SECTION 3.4 Further Assurances. Subject to any confidentiality limitations set forth in Section 3.2, each party hereto shall take such further action as any other party hereto reasonably may request, all at the requesting party’s sole cost and expense, in obtaining any consent, approval, authorization or clearance that the Company or the Designating Shareholder may need to obtain from a Person or a Governmental Entity in connection with the business or operations of the Company (including any sales of the assets of the Company or its Subsidiaries as contemplated hereby) or any Affiliate of such Person, including providing all necessary information, documentation and communications to such Person or Governmental Entity, as the case may be; provided that no party hereto shall be required (a) to provide confidential business information, (b) to submit to any restriction or modification, (c) to agree to sell any assets or (d) to take any other action, in each case, with respect to the business or operations of such party and its Affiliates. In furtherance of the foregoing, each of the Company and the Designating Shareholder agrees to execute and deliver all such further documents and do all acts and things that from time to time may reasonably be required to effectively carry out or better evidence or perfect the full intent and meaning of this Agreement.
ARTICLE IV.
TERM
SECTION 4.1 Term. All provisions of this Agreement shall terminate upon the expiration of the term or the death, resignation or removal of the Designated Director or Designated Directors appointed at the last Shareholder Meeting held prior to such date on which the Designating Shareholder is no longer entitled to nominate Directors under Section 2.2. If the ownership of outstanding Shares by the Designating Shareholder and its Permitted Holders falls below the number of Shares set forth in Section 2.2(a) above required for the Designating Shareholder to be entitled to nominate at least one Director, this Agreement shall immediately terminate and the Designating Shareholder shall no longer have any rights, duties or obligations under this Agreement. The Company waives its rights under articles 6:265 to 6:272 inclusive of the Dutch Civil Code to rescind (ontbinden) or demand in legal proceedings the rescission (ontbinding), in whole or in part, of this Agreement.
ARTICLE V.
MISCELLANEOUS
SECTION 5.1 Waiver.
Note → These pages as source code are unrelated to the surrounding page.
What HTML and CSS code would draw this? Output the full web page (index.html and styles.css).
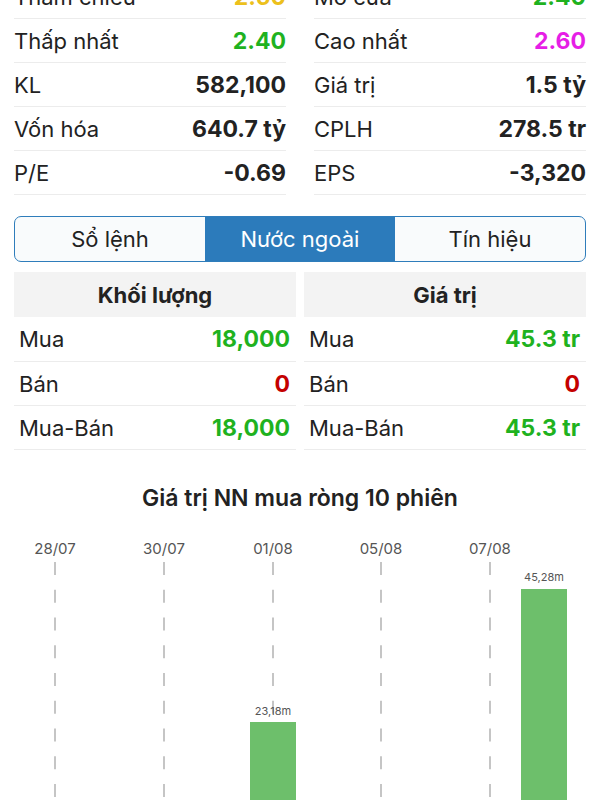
FILE: index.html
```html
<!DOCTYPE html>
<html lang="vi">

<head>
    <meta charset="UTF-8">
    <meta name="viewport" content="width=device-width, initial-scale=1.0">
    <title>Chi tiết mã</title>
    <link rel="stylesheet" href="styles.css">
</head>

<body>
    <div class="stats">
        <div class="stat-col">
            <div class="stat-row"><span>Tham chiếu</span><b class="ref">2.50</b></div>
            <div class="stat-row"><span>Thấp nhất</span><b class="up">2.40</b></div>
            <div class="stat-row"><span>KL</span><b>582,100</b></div>
            <div class="stat-row"><span>Vốn hóa</span><b>640.7 tỷ</b></div>
            <div class="stat-row"><span>P/E</span><b>-0.69</b></div>
        </div>
        <div class="stat-col">
            <div class="stat-row"><span>Mở cửa</span><b class="up">2.40</b></div>
            <div class="stat-row"><span>Cao nhất</span><b class="ceil">2.60</b></div>
            <div class="stat-row"><span>Giá trị</span><b>1.5 tỷ</b></div>
            <div class="stat-row"><span>CPLH</span><b>278.5 tr</b></div>
            <div class="stat-row"><span>EPS</span><b>-3,320</b></div>
        </div>
    </div>

    <div class="tabs">
        <div class="tab">Sổ lệnh</div>
        <div class="tab active">Nước ngoài</div>
        <div class="tab">Tín hiệu</div>
    </div>

    <div class="foreign">
        <div class="foreign-col">
            <div class="foreign-head">Khối lượng</div>
            <div class="foreign-row"><span>Mua</span><b class="up">18,000</b></div>
            <div class="foreign-row"><span>Bán</span><b class="down">0</b></div>
            <div class="foreign-row"><span>Mua-Bán</span><b class="up">18,000</b></div>
        </div>
        <div class="foreign-col">
            <div class="foreign-head">Giá trị</div>
            <div class="foreign-row"><span>Mua</span><b class="up">45.3 tr</b></div>
            <div class="foreign-row"><span>Bán</span><b class="down">0</b></div>
            <div class="foreign-row"><span>Mua-Bán</span><b class="up">45.3 tr</b></div>
        </div>
    </div>

    <h2 class="chart-title">Giá trị NN mua ròng 10 phiên</h2>

    <svg class="chart" width="600" height="340" viewBox="0 0 600 340">
        <g class="grid">
            <line x1="55" y1="33" x2="55" y2="332" />
            <line x1="164" y1="33" x2="164" y2="332" />
            <line x1="273" y1="33" x2="273" y2="332" />
            <line x1="381" y1="33" x2="381" y2="332" />
            <line x1="490" y1="33" x2="490" y2="332" />
        </g>
        <g class="dates">
            <text x="55" y="25">28/07</text>
            <text x="164" y="25">30/07</text>
            <text x="273" y="25">01/08</text>
            <text x="381" y="25">05/08</text>
            <text x="490" y="25">07/08</text>
        </g>
        <g class="bars">
            <rect x="250" y="193" width="46" height="139" />
            <rect x="521" y="60" width="46" height="272" />
        </g>
        <g class="bar-labels">
            <text x="273" y="186">23,18m</text>
            <text x="544" y="52">45,28m</text>
        </g>
    </svg>
</body>

</html>
```

FILE: styles.css
```css
body {
    margin: 0;
    width: 600px;
    height: 800px;
    overflow: hidden;
    background: #fff;
    color: #222;
    font-family: 'Inter', 'Liberation Sans', sans-serif;
}

.stats {
    display: grid;
    grid-template-columns: 1fr 1fr;
    column-gap: 28px;
    padding: 0 14px;
    margin-top: -25px;
}

.stat-row {
    display: flex;
    justify-content: space-between;
    align-items: center;
    height: 43px;
    border-bottom: 1px solid #ececec;
    font-size: 22px;
}

.stat-row b {
    font-size: 23px;
    font-weight: 700;
}

.ref {
    color: #ecc01c;
}

.up {
    color: #1fb21f;
}

.ceil {
    color: #e61ee6;
}

.down {
    color: #c40000;
}

.tabs {
    display: grid;
    grid-template-columns: 1fr 1fr 1fr;
    margin: 21px 14px 0;
    height: 44px;
    border: 1.5px solid #2f7dbb;
    border-radius: 7px;
    overflow: hidden;
    background: #f9fbfc;
}

.tab {
    display: flex;
    justify-content: center;
    align-items: center;
    font-size: 22px;
}

.tab.active {
    background: #2c7bbb;
    color: #fff;
}

.foreign {
    display: grid;
    grid-template-columns: 1fr 1fr;
    column-gap: 8px;
    padding: 0 14px;
    margin-top: 10px;
}

.foreign-head {
    display: flex;
    justify-content: center;
    align-items: center;
    height: 45px;
    background: #f3f3f3;
    font-size: 22px;
    font-weight: 700;
}

.foreign-row {
    display: flex;
    justify-content: space-between;
    align-items: center;
    height: 43px;
    padding: 0 6px 0 5px;
    border-bottom: 1px solid #ececec;
    font-size: 22px;
}

.foreign-head + .foreign-row {
    height: 44px;
}

.foreign-row b {
    font-size: 23px;
    font-weight: 700;
}

.chart-title {
    margin: 34px 0 0;
    text-align: center;
    font-size: 23px;
    font-weight: 600;
    line-height: 28px;
}

.chart {
    display: block;
    margin-top: 17px;
}

.grid line {
    stroke: #b3b3b3;
    stroke-width: 1.5;
    stroke-dasharray: 13 14.75;
}

.dates text {
    font-size: 15px;
    fill: #555;
    text-anchor: middle;
}

.bars rect {
    fill: #6dbf6b;
}

.bar-labels text {
    font-size: 11px;
    fill: #555;
    text-anchor: middle;
}
```
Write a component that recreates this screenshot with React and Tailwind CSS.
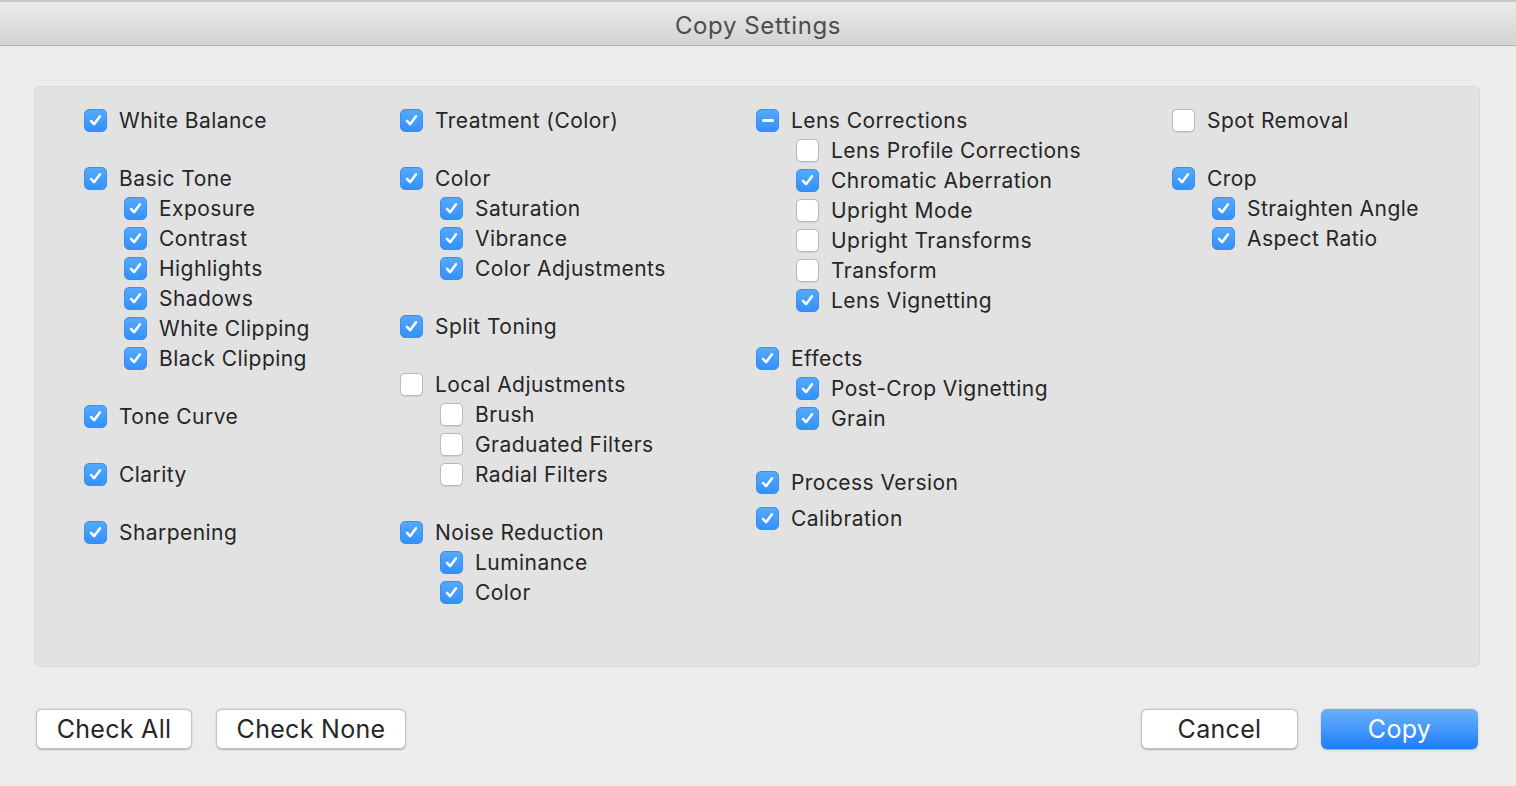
import React from "react";

function Box({ state }) {
  if (state === "off") {
    return (
      <span className="w-[23px] h-[23px] shrink-0 rounded-[5px] bg-white border border-[#b9b9b9] shadow-[0_0.5px_1px_rgba(0,0,0,0.08)]" />
    );
  }
  return (
    <span className="w-[23px] h-[23px] shrink-0 rounded-[5px] bg-gradient-to-b from-[#55a9fd] to-[#3391fb] border border-[#3a8ff0] flex items-center justify-center">
      {state === "on" ? (
        <svg width="15" height="15" viewBox="0 0 15 15">
          <path d="M3 7.8 L6.1 11.2 L12 3.2" fill="none" stroke="white" strokeWidth="2.5" strokeLinecap="round" strokeLinejoin="round" />
        </svg>
      ) : (
        <span className="w-[12px] h-[3px] rounded-full bg-white" />
      )}
    </span>
  );
}

function Item({ label, state = "on", sub = false, className = "" }) {
  return (
    <div className={`h-[30px] flex items-center gap-[12px] ${sub ? "pl-[40px]" : ""} ${className}`}>
      <Box state={state} />
      <span className="text-[21px] tracking-[0.45px] text-[#262626] whitespace-nowrap leading-none">{label}</span>
    </div>
  );
}

function Group({ children, className = "" }) {
  return <div className={`flex flex-col ${className}`}>{children}</div>;
}

function Btn({ children, primary, className = "" }) {
  return primary ? (
    <button className={`h-[40px] rounded-[6px] bg-gradient-to-b from-[#69b1fd] to-[#1a7cf9] text-white text-[25px] tracking-[0.3px] leading-none whitespace-nowrap shadow-[0_0.5px_1.5px_rgba(0,0,0,0.3)] ${className}`}>
      {children}
    </button>
  ) : (
    <button className={`h-[40px] rounded-[6px] bg-white border border-[#c4c4c4] text-[#262626] text-[25px] tracking-[0.3px] leading-none whitespace-nowrap shadow-[0_0.5px_1.5px_rgba(0,0,0,0.25)] ${className}`}>
      {children}
    </button>
  );
}

export default function App() {
  return (
    <div className="w-[1516px] h-[786px] bg-[#ececec] overflow-hidden flex flex-col" style={{ fontFamily: "Inter, 'Noto Sans', sans-serif" }}>
      <div className="h-[2px] bg-[#c9c9c9] shrink-0" />
      <div className="h-[44px] shrink-0 bg-gradient-to-b from-[#ebebeb] to-[#d3d3d3] border-b border-[#b3b3b3] rounded-tr-[5px] flex items-center justify-center pt-[5px]">
        <span className="text-[24px] tracking-[0.6px] text-[#4d4d4d] leading-none">Copy Settings</span>
      </div>
      <div className="pl-[34px] pr-[36px] pt-[40px]">
        <div className="h-[581px] rounded-[6px] bg-[#e2e2e2] border border-[#d8d8d8] pt-[18px] pl-[49px] flex">
          <div className="w-[316px] flex flex-col gap-[28px]">
            <Group><Item label="White Balance" /></Group>
            <Group>
              <Item label="Basic Tone" />
              <Item label="Exposure" sub />
              <Item label="Contrast" sub />
              <Item label="Highlights" sub />
              <Item label="Shadows" sub />
              <Item label="White Clipping" sub />
              <Item label="Black Clipping" sub />
            </Group>
            <Group><Item label="Tone Curve" /></Group>
            <Group><Item label="Clarity" /></Group>
            <Group><Item label="Sharpening" /></Group>
          </div>
          <div className="w-[356px] flex flex-col gap-[28px]">
            <Group><Item label="Treatment (Color)" /></Group>
            <Group>
              <Item label="Color" />
              <Item label="Saturation" sub />
              <Item label="Vibrance" sub />
              <Item label="Color Adjustments" sub />
            </Group>
            <Group><Item label="Split Toning" /></Group>
            <Group>
              <Item label="Local Adjustments" state="off" />
              <Item label="Brush" sub state="off" />
              <Item label="Graduated Filters" sub state="off" />
              <Item label="Radial Filters" sub state="off" />
            </Group>
            <Group>
              <Item label="Noise Reduction" />
              <Item label="Luminance" sub />
              <Item label="Color" sub />
            </Group>
          </div>
          <div className="w-[416px] flex flex-col">
            <Group>
              <Item label="Lens Corrections" state="mixed" />
              <Item label="Lens Profile Corrections" sub state="off" />
              <Item label="Chromatic Aberration" sub />
              <Item label="Upright Mode" sub state="off" />
              <Item label="Upright Transforms" sub state="off" />
              <Item label="Transform" sub state="off" />
              <Item label="Lens Vignetting" sub />
            </Group>
            <Group className="mt-[28px]">
              <Item label="Effects" />
              <Item label="Post-Crop Vignetting" sub />
              <Item label="Grain" sub />
            </Group>
            <Group className="mt-[34px]"><Item label="Process Version" /></Group>
            <Group className="mt-[6px]"><Item label="Calibration" /></Group>
          </div>
          <div className="flex flex-col gap-[28px]">
            <Group><Item label="Spot Removal" state="off" /></Group>
            <Group>
              <Item label="Crop" />
              <Item label="Straighten Angle" sub />
              <Item label="Aspect Ratio" sub />
            </Group>
          </div>
        </div>
      </div>
      <div className="flex items-center pl-[36px] pr-[38px] mt-[42px]">
        <div className="flex gap-[24px]">
          <Btn className="w-[156px]">Check All</Btn>
          <Btn className="w-[190px]">Check None</Btn>
        </div>
        <div className="flex-1" />
        <div className="flex gap-[23px]">
          <Btn className="w-[157px]">Cancel</Btn>
          <Btn primary className="w-[157px]">Copy</Btn>
        </div>
      </div>
    </div>
  );
}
No waiver by a party hereto shall be effective unless made in a written instrument duly executed by the party against whom such waiver is sought to be enforced, and only to the extent set forth in such instrument. Neither the waiver by any of the parties hereto of a breach or a default under any of the provisions of this Agreement, nor the failure of any of the parties, on one or more occasions, to enforce any of the provisions of this Agreement or to exercise any right or privilege hereunder shall thereafter be construed as a waiver of any subsequent breach or default of a similar nature, or as a waiver of any such provisions, rights or privileges hereunder.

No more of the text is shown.